「部分としての心」は存在するのか?
本書で取り上げている交代人格の人格としての在り方という問題意識は、実はそれより一段階上のレベルの問題と関連している。それはそもそも心というものとは部分でありうるか、という問題だ。つまりこれは交代人格に限らない心の在り方を問い、それが基本的に部分ではありえない存在であり、統一体としての要件を備えているはずであることを示したいのである。すなわち心とはすなわち部分ではありえないという事を示すことで、交代人格も当然ながらその例外ではないから、部分ではありえないという論法を取ろうと考えているのである。だから本章の記述は交代人格よりは人格一般、心一般をテーマとしていることを最初にお断りしたい。
ただしこのような文脈で論じる際の心とはそもそも何か、ということがさっそく問題にされなくてはならないだろう。しかし私はそれを哲学的に論じるつもりはない。
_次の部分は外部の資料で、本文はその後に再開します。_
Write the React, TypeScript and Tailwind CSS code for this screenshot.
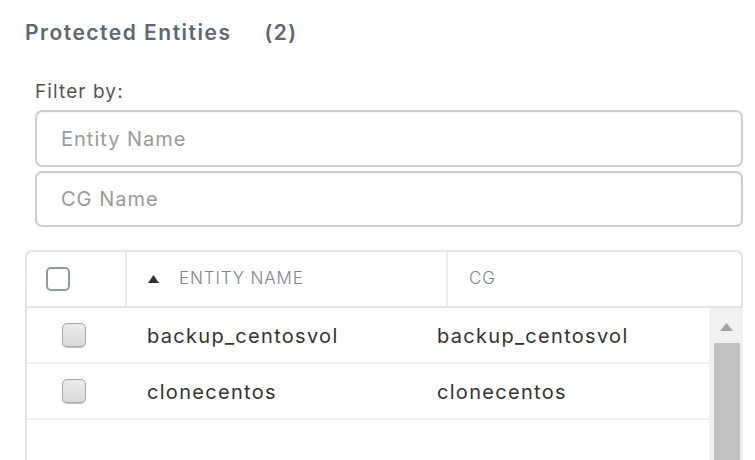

心とは私たちが対話や一緒に物事を体験することを通して感じられるもの、私たちが友人や先生や家族と一緒に過ごし、その考えや行動に触れて、「この人には私と同じような心があるのだな」と感じられるようなものを指す。
さてこのように考える心は、それがそこに存在するかが疑わしい場合もある。いつも接している成人した家族なら、間違いなくそこに心が存在すると確信できるだろう。しかし物心のつく前の、例えば生後数か月の乳児ならどうだろう? 両親や兄弟を認識して、笑いかけたら笑顔でこたえるのなら心はそこにしっかりあると認めてもいいだろう。しかし生まれて間もない、まだ周囲の物事をほとんど認識できないような状態でも心と呼ぶのだろうか? 子供の顔も認識できないほどに認知症が進行している御老人ならどうだろう?交通外傷で頭部を損傷し、あるいは麻酔がかかる途上で意識が薄れかけた人の心はどうだろう? あるいはご主人の気持ちをとてもよく読み取って反応するペットのワンちゃんならどうだろう? カエルや昆虫や植物は? 様々に開発されているAIロボットは無理だろうか? 地球全体を一つの生命体とみなすガイア仮説に従って地球そのものに心を見出すことはできるのだろうか? このように考えると私たちにとって当たり前のように考えられる心には、その存在が疑わしい例がいくらでも出てくることが分かる。しかし私が本書で論じているDIDの交代人格については、その多くが普通に話すことが出来そこに心を見出すことに何ら不自然さや困難が伴わない。交代人格さんの心は認知症や飲酒で意識の朦朧した人たちの心に比べてはるかに生命で、一般人と変わりない心であることが普通なのだ。そのうえでそれらの心を部分として、人間以下の心として扱うことの是非を私は問いたいのである。